As I mentioned, cottontails are remarkably territorial, and that’s especially true with the males (called “bucks”), so if you take a rabbit from one area, a good method is to move along into a new spot some distance away, as it’s more than likely that you just harvested the only rabbit within that territory. But then again, every now and then I get surprised by two rabbits that decided to pair up in the dead of winter and live within close proximity to one another.
Gear For the Hunt
Hunting cottontail rabbits doesn’t have to be complicated, but there are a few items that I would not go into the field without. One is as many articles of clothing in hunter orange as possible if you are planning on hunting with other individuals. Cottontail habitat can be thick, nasty stuff, and the rabbits themselves sometimes have a habit of breaking cover between two hunters. No one wants to catch some shotgun pellets accidentally, so the more visibility available, the less likely it is that a mistake will happen.
For firearm selection, I usually use a reliable twenty gauge pump action shotgun, though in the dead of winter, I’m not against doing a solo hunt with a .22 calibre rimfire rifle, either. Both have their time and place, but the shotgun will always be more effective.

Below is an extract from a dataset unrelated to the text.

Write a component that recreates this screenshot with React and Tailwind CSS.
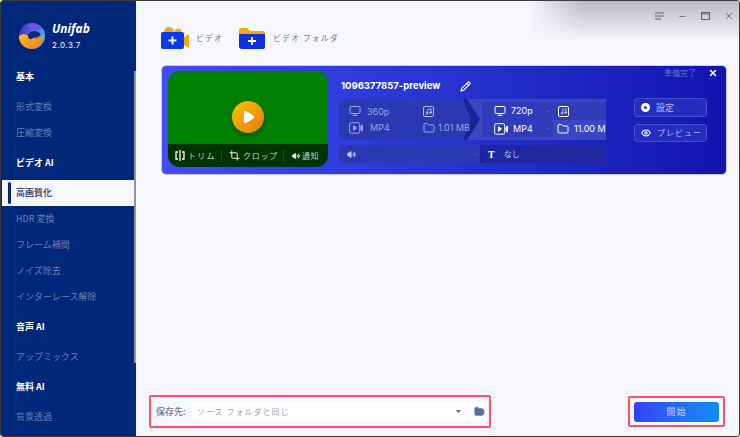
import React from "react";
import { Pencil, X, Minus, Monitor, Folder, FolderOpen, Eye, Volume2, Music, Crop, ChevronDown } from "lucide-react";

const font = { fontFamily: '"Noto Sans CJK JP","Noto Sans",sans-serif' };

function Logo() {
  return (
    <svg width="28" height="28" viewBox="0 0 30 30">
      <defs>
        <linearGradient id="lg1" x1="0" y1="0" x2="1" y2="0"><stop offset="0" stopColor="#5a23c8" /><stop offset="1" stopColor="#2fb4f5" /></linearGradient>
        <linearGradient id="lg2" x1="0" y1="0" x2="1" y2="1"><stop offset="0" stopColor="#ffc21a" /><stop offset="1" stopColor="#f07a1e" /></linearGradient>
      </defs>
      <circle cx="15" cy="15" r="14" fill="url(#lg1)" />
      <path d="M1 15c5-4 9-1 12 1 4 2 9 3 14-3 1 8-5 16-12 16C7 29 1 23 1 15z" fill="url(#lg2)" />
      <path d="M12 12c3-3 7-3 10-1 2 1 3 3 1 4-3 2-6 1-8 3-2 1-4 0-4-2s0-3 1-4z" fill="#12287e" />
      <path d="M13 1.500c5-1 10 1 13 6-4 1-7 0-10 1-2 0-4-1-4-3 0-2 0-3 1-4z" fill="#7b4be0" />
    </svg>
  );
}

function VideoAdd() {
  return (
    <svg width="30" height="24" viewBox="0 0 30 24">
      <circle cx="9" cy="6" r="5" fill="#f6a410" />
      <circle cx="18" cy="6" r="3.500" fill="#f6a410" />
      <path d="M24 11l5-3v14l-5-3z" fill="#f6a410" />
      <rect x="1" y="6" width="23" height="17" rx="2" fill="#0a3be8" />
      <path d="M12.500 10.500v8M8.500 14.500h8" stroke="#fff" strokeWidth="1.800" />
    </svg>
  );
}

function FolderAdd() {
  return (
    <svg width="28" height="24" viewBox="0 0 28 24">
      <path d="M1 4a2 2 0 012-2h6l3 3h13a2 2 0 012 2v4H1z" fill="#f6a410" />
      <path d="M1 8h26v13a2 2 0 01-2 2H4a3 3 0 01-3-3z" fill="#0a30e0" />
      <path d="M14 11v8M10 15h8" stroke="#fff" strokeWidth="1.800" />
    </svg>
  );
}

function VideoFile({ className }) {
  return (
    <svg width="14" height="12" viewBox="0 0 14 12" className={className} fill="none" stroke="currentColor">
      <rect x="0.700" y="0.700" width="10" height="10.500" rx="1.500" />
      <path d="M4.500 3.800v4.400l3-2.200z" fill="currentColor" />
      <path d="M12 4v4l1.500 1V3z" fill="currentColor" />
    </svg>
  );
}

function NavHead({ children }) {
  return <div className="h-[26px] my-[4px] first:mt-0 pl-[15px] flex items-center text-[9px] font-bold text-white">{children}</div>;
}

function NavItem({ children, active }) {
  if (active) {
    return (
      <div className="h-[26px] ml-px mr-[2px] bg-[#f5f7fd] flex items-center pl-[14px] relative text-[9px] text-[#1d2b55] font-medium">
        <span className="absolute left-[6px] top-[2px] bottom-[2px] w-[3px] rounded-sm bg-[#00277a]" />
        {children}
      </div>
    );
  }
  return <div className="h-[26px] pl-[15px] flex items-center text-[9px] text-[#6a80b5]">{children}</div>;
}

function Sidebar() {
  return (
    <aside className="w-[135px] shrink-0 bg-[#00277a] flex flex-col relative">
      <div className="h-[59px] flex pl-[17px] pt-[21px] gap-[6px]">
        <Logo />
        <div className="flex flex-col">
          <span className="text-[12px] leading-[14px] font-bold italic text-white" style={{ fontFamily: '"Open Sans",sans-serif' }}>Unifab</span>
          <span className="text-[8px] leading-[10px] mt-[4px] text-white tracking-[0.500px]" style={{ fontFamily: "Inter,sans-serif" }}>2.0.3.7</span>
        </div>
      </div>
      <NavHead>基本</NavHead>
      <NavItem>形式変換</NavItem>
      <NavItem>圧縮変換</NavItem>
      <NavHead>ビデオ AI</NavHead>
      <NavItem active>高画質化</NavItem>
      <NavItem>HDR 変換</NavItem>
      <NavItem>フレーム補間</NavItem>
      <NavItem>ノイズ除去</NavItem>
      <NavItem>インターレース解除</NavItem>
      <NavHead>音声 AI</NavHead>
      <NavItem>アップミックス</NavItem>
      <NavHead>無料 AI</NavHead>
      <NavItem>背景透過</NavItem>
      <span className="absolute right-0 top-[70px] w-[2px] h-[292px] bg-[#8d93a5]" />
    </aside>
  );
}

function Thumb() {
  return (
    <div className="w-[160px] h-[96px] shrink-0 rounded-[12px] overflow-hidden bg-[#008000] flex flex-col">
      <div className="flex-1 flex items-center justify-center pt-[18px]">
        <div className="w-[32px] h-[32px] rounded-full bg-gradient-to-br from-[#ffc400] to-[#e07a10] shadow-[0_3px_6px_rgba(0,0,0,0.35)] flex items-center justify-center">
          <svg width="13" height="14" viewBox="0 0 13 14"><path d="M2 2.500c0-1.500 1-2 2.300-1.300l7 4.200c1 .7 1 2.500 0 3.200l-7 4.200C3 13.500 2 13 2 11.500z" fill="#fff" /></svg>
        </div>
      </div>
      <div className="h-[23px] bg-[#003300] flex items-center text-[8px] text-[#c5d2c5]">
        <div className="w-[53px] flex items-center pl-[7px] gap-[3px] tracking-[1.200px]">
          <svg width="10" height="11" viewBox="0 0 10 11" fill="none" stroke="#fff" strokeWidth="1.300"><path d="M5 0v11M3 2H1v7h2M7 2h2v7H7" /></svg>
          <span>トリム</span>
        </div>
        <span className="w-px h-[12px] bg-[#1d4d1d]" />
        <div className="w-[61px] flex items-center pl-[7px] gap-[3px] tracking-[0.700px]">
          <Crop size={11} color="#fff" strokeWidth={2} />
          <span>クロップ</span>
        </div>
        <span className="w-px h-[12px] bg-[#1d4d1d]" />
        <div className="flex items-center pl-[8px] gap-[2px] tracking-[0.500px]">
          <Volume2 size={8} color="#fff" fill="#fff" />
          <span>通知</span>
        </div>
      </div>
    </div>
  );
}

function Middle() {
  return (
    <div className="w-[267px] ml-[11px] shrink-0 overflow-hidden flex flex-col -mt-[1px]" style={{ fontFamily: "Inter,sans-serif" }}>
      <div className="h-[28px] pt-[5px] flex items-center gap-[10px] mb-px">
        <span className="text-[9.500px] font-bold text-white w-[109px] whitespace-nowrap ml-[2px]">1096377857-preview</span>
        <Pencil size={11} color="#fff" strokeWidth={2.500} />
      </div>
      <div className="flex h-[41px]">
        <div className="w-[121px] shrink-0 rounded-l-[5px] bg-[#2b38b4] grid grid-cols-[74px_1fr] text-[9px] text-[#9da6dd] pl-[10px] py-[4px] whitespace-nowrap relative z-10">
          <div className="flex items-center gap-[6px]"><Monitor size={12} /><span>360p</span></div>
          <div className="flex items-center"><span className="w-[11px] h-[11px] border border-[#b5bcea] rounded-[2px] flex items-center justify-center"><Music size={7} color="#fff" /></span></div>
          <div className="flex items-center gap-[7px]"><VideoFile /><span>MP4</span></div>
          <div className="flex items-center gap-[2px]"><Folder size={12} /><span className="ml-[1px]">1.01 MB</span></div>
        </div>
        <div className="w-[22px] shrink-0 bg-[#3a47c2] overflow-hidden">
          <svg width="22" height="41" viewBox="0 0 22 41"><path d="M0 0h7l13 20.500L7 41H0l7-20.500z" fill="#1a2294" /><path d="M0 0h3l8 20.500L3 41H0z" fill="#2b38b4" /></svg>
        </div>
        <div className="flex-1 min-w-0 bg-[#3a47c2] flex flex-col pt-[3px] text-[9px] text-white whitespace-nowrap overflow-hidden">
          <div className="flex items-center h-[18px]">
            <div className="w-[71px] shrink-0 h-full bg-[#2f3bb8] rounded-[2px] flex items-center pl-[12px] pr-[2px] gap-[5px] relative">
              <Monitor size={12} /><span>720p</span>
              <ChevronDown size={5} className="absolute right-[3px] text-[#9da6dd]" />
            </div>
            <div className="h-full flex-1 bg-[#2f3bb8] flex items-center pl-[5px]">
              <span className="w-[11px] h-[11px] border border-white rounded-[2px] flex items-center justify-center"><Music size={7} color="#fff" /></span>
            </div>
          </div>
          <div className="flex items-center h-[17px]">
            <div className="w-[71px] shrink-0 h-full bg-[#2f3bb8] rounded-[2px] flex items-center pl-[12px] pr-[2px] gap-[5px] relative">
              <VideoFile /><span>MP4</span>
              <ChevronDown size={5} className="absolute right-[3px] text-[#9da6dd]" />
            </div>
            <div className="ml-[4px] flex items-center gap-[5px]"><Folder size={12} className="shrink-0" /><span>11.00 MB</span></div>
          </div>
        </div>
      </div>
      <div className="flex h-[18px] mt-[5px]">
        <div className="w-[141px] shrink-0 rounded-l-[3px] bg-[#2b38b4] flex items-center pl-[8px] text-[#c5cbf0] relative">
          <Volume2 size={9} fill="currentColor" />
          <ChevronDown size={5} className="absolute right-[2px] text-[#8a93d8]" />
        </div>
        <div className="w-[3px] shrink-0 bg-[#1a2294]" />
        <div className="flex-1 bg-[#1e279f] flex items-center pl-[5px] gap-[9px] text-[8px] text-[#c5cbf0]" style={font}>
          <span className="text-[10px] font-bold text-white" style={{ fontFamily: '"Liberation Serif",serif' }}>T</span>
          <span>なし</span>
        </div>
      </div>
    </div>
  );
}

function Actions() {
  return (
    <div className="w-[93px] ml-[28px] shrink-0 flex flex-col -mt-[6px]">
      <div className="h-[16px] flex items-center text-[8px] text-[#6670d0] pl-[30px]">
        <span>準備完了</span>
        <X size={10} color="#fff" strokeWidth={3.500} className="ml-[12px]" />
      </div>
      <button className="mt-[17px] w-[73px] h-[19px] rounded-[3px] border border-[#4450d0] bg-[#252cc0] flex items-center pl-[6px] gap-[6px] text-[9px] text-[#b5bcea]">
        <span className="w-[9px] h-[9px] rounded-full bg-white flex items-center justify-center"><span className="w-[3px] h-[3px] rounded-full bg-[#2a34c2]" /></span>
        <span>設定</span>
      </button>
      <button className="mt-[7px] w-[73px] h-[18px] rounded-[3px] border border-[#4450d0] bg-[#252cc0] flex items-center pl-[6px] gap-[6px] text-[8px] text-[#b5bcea] tracking-[1px]">
        <Eye size={10} color="#fff" strokeWidth={2.500} />
        <span>プレビュー</span>
      </button>
    </div>
  );
}

export default function App() {
  return (
    <div className="w-[740px] h-[437px] relative flex overflow-hidden bg-[#f5f7fd] border border-[#3b3b3b] rounded-[3px] box-border" style={font}>
      <Sidebar />
      <main className="flex-1 flex flex-col pl-[25px] pr-[12px] min-w-0">
        <div className="h-[64px] flex items-center pt-[10px] text-[8px] text-[#6f7684] tracking-[1px]">
          <span className="-ml-px"><VideoAdd /></span>
          <span className="ml-[6px]">ビデオ</span>
          <span className="ml-[15px]"><FolderAdd /></span>
          <span className="ml-[7px]">ビデオ フォルダ</span>
        </div>
        <div className="h-[110px] rounded-[5px] bg-gradient-to-r from-[#3f4df2] to-[#1313ae] border border-[#c9cdf5] flex pl-[6px] py-[5px]">
          <Thumb />
          <Middle />
          <Actions />
        </div>
        <div className="mt-auto mb-[8px] flex justify-between items-center">
          <div className="ml-[-12px] w-[342px] h-[33px] border-[2px] border-[#f8526c] rounded-[2px] flex items-center pl-[5px] pr-[2px] text-[9px]">
            <span className="text-[#6f7684] w-[36px] font-medium">保存先:</span>
            <div className="flex-1 h-[19px] bg-white rounded-l-[4px] flex items-center pl-[5px] pr-[6px] text-[#9aa0ad] tracking-[1px] relative text-[8px]">
              <span>ソース フォルダと同じ</span>
              <svg width="5" height="3" viewBox="0 0 5 3" className="absolute right-[7px]"><path d="M0 0h5L2.500 3z" fill="#5b6785" /></svg>
            </div>
            <div className="w-[18px] h-[19px] ml-px bg-white rounded-r-[4px] flex items-center justify-center pl-[3px]">
              <FolderOpen size={11} color="#5f6f9c" fill="#5f6f9c" />
            </div>
          </div>
          <div className="mr-[2px] w-[97px] h-[31px] border-[2px] border-[#f8526c] rounded-[2px] flex items-center justify-center">
            <button className="w-[85px] h-[20px] rounded-[3px] bg-gradient-to-r from-[#3340fb] to-[#0f8cf6] text-[9px] text-[#c8d6fb] tracking-[1px]">開始</button>
          </div>
        </div>
      </main>
      <div className="absolute right-0 top-0 w-[210px] h-[40px] bg-gradient-to-b from-[#b9bbbf] to-[#f5f7fd] pointer-events-none [mask-image:linear-gradient(to_right,transparent,black_25%)]" />
      <div className="absolute right-[5px] top-[10px] flex items-center gap-[14px] text-[#5c5f63]">
        <svg width="9" height="8" viewBox="0 0 9 8" fill="none" stroke="currentColor" strokeWidth="1"><path d="M0 1h9M0 4h9M0 7h6" /></svg>
        <Minus size={9} strokeWidth={2} />
        <svg width="9" height="8" viewBox="0 0 9 8" fill="none" stroke="currentColor"><rect x="0.500" y="0.500" width="8" height="7" /><path d="M0 2h9" /></svg>
        <X size={10} strokeWidth={2} />
      </div>
    </div>
  );
}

Rabbits like thorns, briars, all the terrible stuff that wrecks cheaper clothing, so having a good pair of breathable boots and upland pants with extra thick front ends from the ankles up to the knees will protect you from getting chewed up.
For shot size, I like to keep things simple. Rabbits often bolt from cover, and when you see them, they’ll be in dense brambles, so for this reason alone, I use a three inch shotgun shell loaded with number four pellets, which have no issue cutting through brush to reach their intended target. For .22 rounds, you can usually get away with a subsonic round, but if you’re expecting to do some distance shooting, a load that shoots faster is always better.
Don’t let some of the best hunting of the year pass you by, especially when you’ve exhausted all other opportunities. Cottontails are worth every ounce of energy it takes to pursue them, and when that bowl of rabbit ragu is in front of you, everything will make sense.